Extract only the first line of the listing and every line after it up to and including the one with "border-[#ccc] bg-white px-4". Omit the pictures.

[Begin SOURCE DATA]

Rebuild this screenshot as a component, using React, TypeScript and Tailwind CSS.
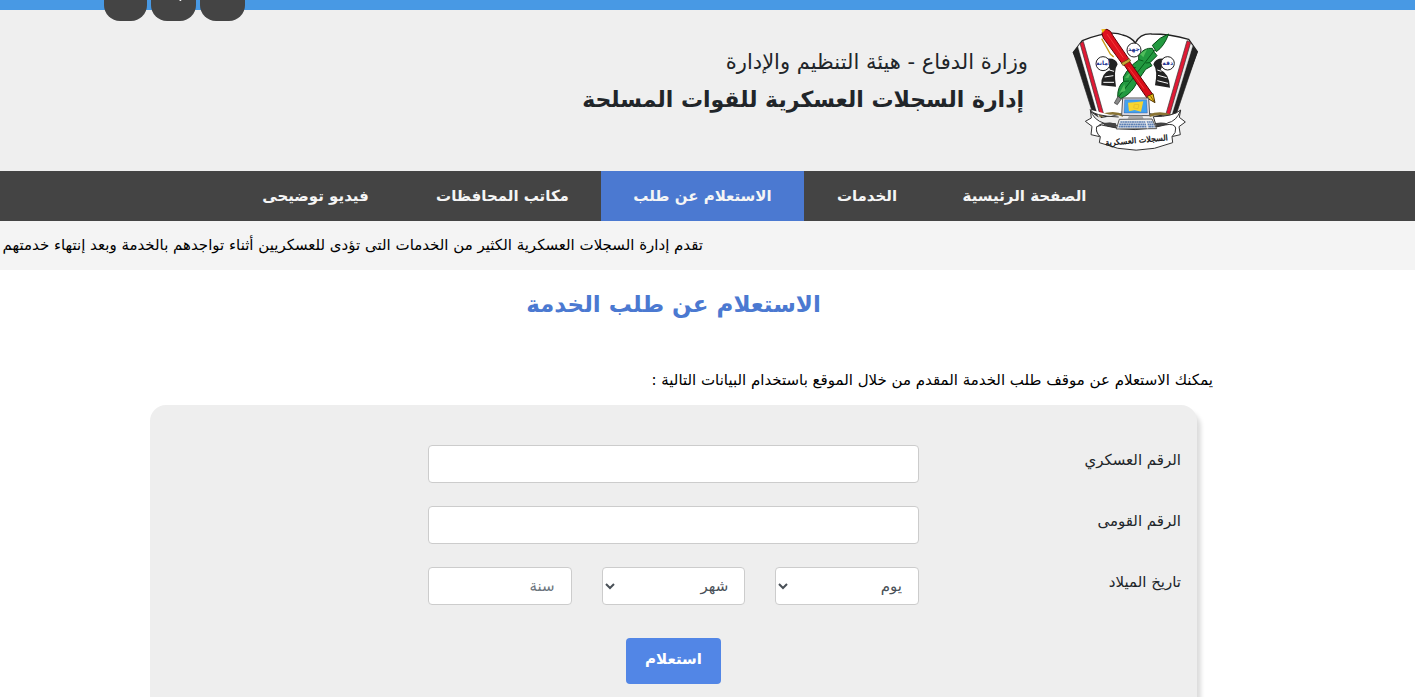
import { useState } from "react";
import { FaFacebookF, FaPhone, FaSearch } from "react-icons/fa";

const navItems = [
  { title: "الصفحة الرئيسية", width: "w-[189px]" },
  { title: "الخدمات", width: "w-[126px]" },
  { title: "الاستعلام عن طلب", width: "w-[203px]" },
  { title: "مكاتب المحافظات", width: "w-[197px]" },
  { title: "فيديو توضيحى", width: "w-[177px]" },
];

const months = ["يناير", "فبراير", "مارس", "أبريل", "مايو", "يونيو", "يوليو", "أغسطس", "سبتمبر", "أكتوبر", "نوفمبر", "ديسمبر"];

const fieldClass =
  "h-[38px] w-full min-w-0 rounded-[4px] border border-[#ccc] bg-white px-4 text-[15px] text-[#495057] placeholder:text-[#6c757d]";

const selectClass =
  "h-[38px] w-full min-w-0 rounded-[4px] border border-[#ccc] bg-white ps-3 text-[15px] text-[#495057]";

function Emblem() {
  return (
    <svg viewBox="36 24 378 372" className="h-[124px] w-[126px] shrink-0" role="img" aria-label="شعار السجلات العسكرية">
      {/* Open book */}
      <path d="M40 97 L67 62 Q150 28 188 45 Q212 50 226 69 Q240 40 275 42 Q330 42 386 58 L412 95 L337 292 L226 275 L124 292 Z" fill="#fff" stroke="#222" strokeWidth="4" />
      <path d="M40 97 L54 80 L115 291 L98 279 Z" fill="#222" stroke="#222" strokeWidth="2" />
      <path d="M54 80 L61 70 L122 290 L114 290 Z" fill="#fff" stroke="#777" strokeWidth="1" />
      <path d="M60 70 L70 64 L132 286 L121 288 Z" fill="#e01a35" stroke="#333" strokeWidth="2" />
      <path d="M412 95 L398 78 L333 290 L350 279 Z" fill="#222" stroke="#222" strokeWidth="2" />
      <path d="M398 78 L391 69 L327 288 L334 290 Z" fill="#eee" stroke="#777" strokeWidth="1" />
      <path d="M392 67 L381 62 L317 285 L328 288 Z" fill="#e01a35" stroke="#333" strokeWidth="2" />
      <path d="M118 288 Q160 272 190 287 M268 287 Q300 274 337 288" fill="none" stroke="#8a7434" strokeWidth="8" />

      {/* Film strips */}
      <path d="M138 116 Q168 112 173 133 Q160 150 168 200 L124 196 Q122 160 150 150 Z" fill="#222" />
      <path d="M134 171 L160 167 M130 187 L162 187 M148 150 L162 154" stroke="#fff" strokeWidth="3" />
      <path d="M316 116 Q286 112 280 133 Q294 151 285 196 L330 203 Q328 160 302 150 Z" fill="#222" />
      <path d="M294 166 L320 173 M292 182 L324 190 M292 150 L304 154" stroke="#fff" strokeWidth="3" />

      {/* Quill */}
      <path d="M277 85 Q254 82 236 105 L236 120 Q206 140 190 171 L191 184 Q173 198 173 230 L182 236 Q206 226 222 203 L239 174 L257 148 L276 137 L270 128 L291 107 L284 98 Z" fill="#229a40" stroke="#084b17" strokeWidth="3" />
      <path d="M326 42 Q300 50 277 76 L289 95 Q312 80 326 42 Z" fill="#229a40" stroke="#084b17" strokeWidth="3" />
      <path d="M236 119 L250 123 M213 142 L228 143 M191 184 L208 183 M270 128 L257 129 M239 174 L219 166" fill="none" stroke="#075d1c" strokeWidth="3" />
      <path d="M284 90 L174 233" stroke="#075d1c" strokeWidth="3" />
      <path d="M240 102 L261 88 L250 112 Z M195 173 L219 146 L205 174 Z M179 219 L193 192 L196 212 Z" fill="#50bd5c" />
      <path d="M174 229 L184 237 L172 254 L163 249 Z" fill="#888" stroke="#333" strokeWidth="2" />

      {/* Value medallions */}
      <g fill="#fff" stroke="#222" strokeWidth="3">
        <circle cx="129" cy="131" r="21" />
        <circle cx="222" cy="90" r="21" />
        <circle cx="323" cy="130" r="20" />
      </g>
      <g className="font-['DejaVu_Sans']" fontSize="18" fontWeight="700" textAnchor="middle" fill="#1d3391">
        <text x="129" y="136">أمانة</text>
        <text x="222" y="93">جهد</text>
        <text x="323" y="136">دقة</text>
      </g>

      {/* Fountain pen */}
      <path d="M126 42 Q127 28 141 28 Q154 32 158 46 L206 116 L187 132 L130 54 Z" fill="#df111e" stroke="#620308" strokeWidth="3" />
      <path d="M206 121 L278 223 L261 234 L191 133 Z" fill="#d90d19" stroke="#620308" strokeWidth="3" />
      <path d="M141 42 L190 113 M205 141 L252 206" fill="none" stroke="#f03a3a" strokeWidth="3" />
      <path d="M184 129 L208 116 L212 123 L189 137 Z" fill="#c6a737" stroke="#5c4212" strokeWidth="2" />
      <path d="M124 28 L138 27 L127 39 Z" fill="#efb80b" />
      <path d="M125 56 L151 102 L161 111" fill="none" stroke="#c69b1a" strokeWidth="4" />
      <path d="M262 229 L279 221 L285 248 L264 236 Z" fill="#edbf1b" stroke="#533604" strokeWidth="3" />
      <path d="M271 227 L283 246" stroke="#533604" strokeWidth="2" />

      {/* Ribbon */}
      <path d="M91 269 L94 294 L76 304 L96 319 L93 344 L119 350 L109 330 Q112 312 133 310 Q172 306 172 322 Q150 330 130 320 Q144 312 133 310 Q100 300 91 269 Q98 288 176 291" fill="#fff" stroke="#333" strokeWidth="3" />
      <path d="M362 270 Q340 290 280 290 L290 322 L345 322 L335 350 L361 344 L357 320 L376 306 L358 292 Z" fill="#fff" stroke="#333" strokeWidth="3" />
      <path d="M362 270 Q350 304 322 309" fill="none" stroke="#333" strokeWidth="3" />
      <path d="M132 310 Q148 306 168 310 L168 326 Q145 326 130 320 Z M288 309 Q305 306 323 310 L321 319 L289 326 Z" fill="#444" />
      <path d="M110 320 Q125 311 139 318 Q224 341 315 315 Q343 309 347 324 Q349 338 336 350 L338 368 Q229 413 118 368 L121 350 Q106 337 110 320 Z" fill="#fff" stroke="#333" strokeWidth="3" />
      <text x="230" y="369" className="font-['DejaVu_Sans']" fontSize="24" textAnchor="middle" fill="#111" stroke="#111" transform="rotate(-5 230 365)">السجلات العسكرية</text>

      {/* Computer */}
      <path d="M188 234 L266 234 L269 287 L185 286 Z" fill="#e4e4ea" stroke="#555" strokeWidth="3" />
      <path d="M194 239 L260 239 L262 279 L192 279 Z" fill="#42a2ef" stroke="#337" strokeWidth="1" />
      <path d="M204 248 L230 246 L250 244 L243 275 L224 270 L207 274 Z" fill="#f8d52e" />
      <path d="M223 253 L237 254 L234 266 L221 264 Z" fill="none" stroke="#e0b92a" strokeWidth="2" />
      <path d="M207 287 L247 287 L251 296 L203 296 Z" fill="#aaa" />
      <path d="M178 298 L276 297 L290 326 L169 327 Z" fill="#eee" stroke="#555" strokeWidth="3" />
      <path d="M181 306 H278 M178 313 H281 M176 320 H284" stroke="#5d80b5" strokeWidth="5" strokeDasharray="6 1" />
      <path d="M257 300 L263 325" stroke="#eee" strokeWidth="4" />
    </svg>
  );
}

export default function App() {
  const [active, setActive] = useState(2);

  return (
    <div dir="rtl" className="min-h-screen overflow-hidden bg-white font-['DejaVu_Sans',sans-serif] text-[#212529]">
      <header className="relative border-t-[10px] border-[#4899e4] bg-[#efefef]">
        <div dir="ltr" className="absolute -top-8 left-[104px] flex gap-1 text-base text-white">
          <a href="#facebook" aria-label="فيسبوك" className="flex h-[43px] w-[43px] justify-center rounded-2xl bg-[#444] pt-1">
            <FaFacebookF />
          </a>
          <a href="#search" aria-label="بحث" className="flex h-[43px] w-[45px] justify-center rounded-2xl bg-[#444] pt-[7px]">
            <FaSearch />
          </a>
          <a href="#contact" aria-label="اتصل بنا" className="flex h-[43px] w-[45px] justify-center rounded-2xl bg-[#444] pt-1">
            <FaPhone />
          </a>
        </div>
        <div className="flex h-[161px] items-start gap-11 ps-[217px] pt-[18px]">
          <Emblem />
          <div className="pt-4 whitespace-nowrap">
            <p className="text-[21px] leading-9">وزارة الدفاع - هيئة التنظيم والإدارة</p>
            <h1 className="ps-1 text-[22px] leading-10 font-bold">إدارة السجلات العسكرية للقوات المسلحة</h1>
          </div>
        </div>
      </header>

      <nav className="bg-[#444] pe-[227px] ps-[296px]">
        <ul className="flex h-[50px]">
          {navItems.map((item, index) => (
            <li key={item.title} className={item.width}>
              <a
                href="#"
                onClick={() => setActive(index)}
                className={`flex h-full items-center justify-center text-[15px] font-bold whitespace-nowrap text-[#f5f5f5] ${active === index ? "bg-[#4b79d1]" : ""}`}
              >
                {item.title}
              </a>
            </li>
          ))}
        </ul>
      </nav>

      <div className="flex h-[49px] items-center overflow-hidden bg-[#f4f4f4] ps-[712px] text-[15px] whitespace-nowrap text-black">
        <p>تقدم إدارة السجلات العسكرية الكثير من الخدمات التى تؤدى للعسكريين أثناء تواجدهم بالخدمة وبعد إنتهاء خدمتهم</p>
      </div>

      <main className="pe-[134px] ps-[202px]">
        <h2 className="pt-4 text-center text-[23px] leading-9 font-bold text-[#4b79d1]">الاستعلام عن طلب الخدمة</h2>
        <p className="pt-12 text-[15px] leading-5 text-black">يمكنك الاستعلام عن موقف طلب الخدمة المقدم من خلال الموقع باستخدام البيانات التالية :</p>

        <form
          onSubmit={(e) => e.preventDefault()}
          className="mx-4 mt-[15px] rounded-t-[16px] bg-[#eee] px-4 pt-10 pb-4 shadow-[4px_6px_4px_#ddd]"
        >
          <div className="grid grid-cols-[1fr_491px_1fr] gap-y-[23px] text-[15px]">
            <label htmlFor="military" className="pt-1">الرقم العسكري</label>
            <input id="military" type="text" className={fieldClass} />
            <span />

            <label htmlFor="national" className="pt-1">الرقم القومى</label>
            <input id="national" type="text" className={fieldClass} />
            <span />

            <label htmlFor="day" className="pt-1">تاريخ الميلاد</label>
            <div className="grid grid-cols-3 gap-[30px]">
              <select id="day" className={selectClass} defaultValue="">
                <option value="">يوم</option>
                {Array.from({ length: 31 }, (_, i) => (
                  <option key={i} value={i + 1}>{i + 1}</option>
                ))}
              </select>
              <select aria-label="شهر" className={selectClass} defaultValue="">
                <option value="">شهر</option>
                {months.map((month) => (
                  <option key={month} value={month}>{month}</option>
                ))}
              </select>
              <input type="text" aria-label="سنة" placeholder="سنة" className={fieldClass} />
            </div>
            <span />
          </div>
          <div className="mt-[33px] flex justify-center">
            <button type="submit" className="h-[46px] w-[95px] rounded-[4px] bg-[#5286e6] pb-1 text-[15px] font-bold text-white">
              استعلام
            </button>
          </div>
        </form>
      </main>
    </div>
  );
}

[End SOURCE DATA]

→ IN RESPONSE
Rebuild this screenshot as a component, using React, TypeScript and Tailwind CSS.
import { useState } from "react";
import { FaFacebookF, FaPhone, FaSearch } from "react-icons/fa";

const navItems = [
  { title: "الصفحة الرئيسية", width: "w-[189px]" },
  { title: "الخدمات", width: "w-[126px]" },
  { title: "الاستعلام عن طلب", width: "w-[203px]" },
  { title: "مكاتب المحافظات", width: "w-[197px]" },
  { title: "فيديو توضيحى", width: "w-[177px]" },
];

const months = ["يناير", "فبراير", "مارس", "أبريل", "مايو", "يونيو", "يوليو", "أغسطس", "سبتمبر", "أكتوبر", "نوفمبر", "ديسمبر"];

const fieldClass =
  "h-[38px] w-full min-w-0 rounded-[4px] border border-[#ccc] bg-white px-4 text-[15px] text-[#495057] placeholder:text-[#6c757d]";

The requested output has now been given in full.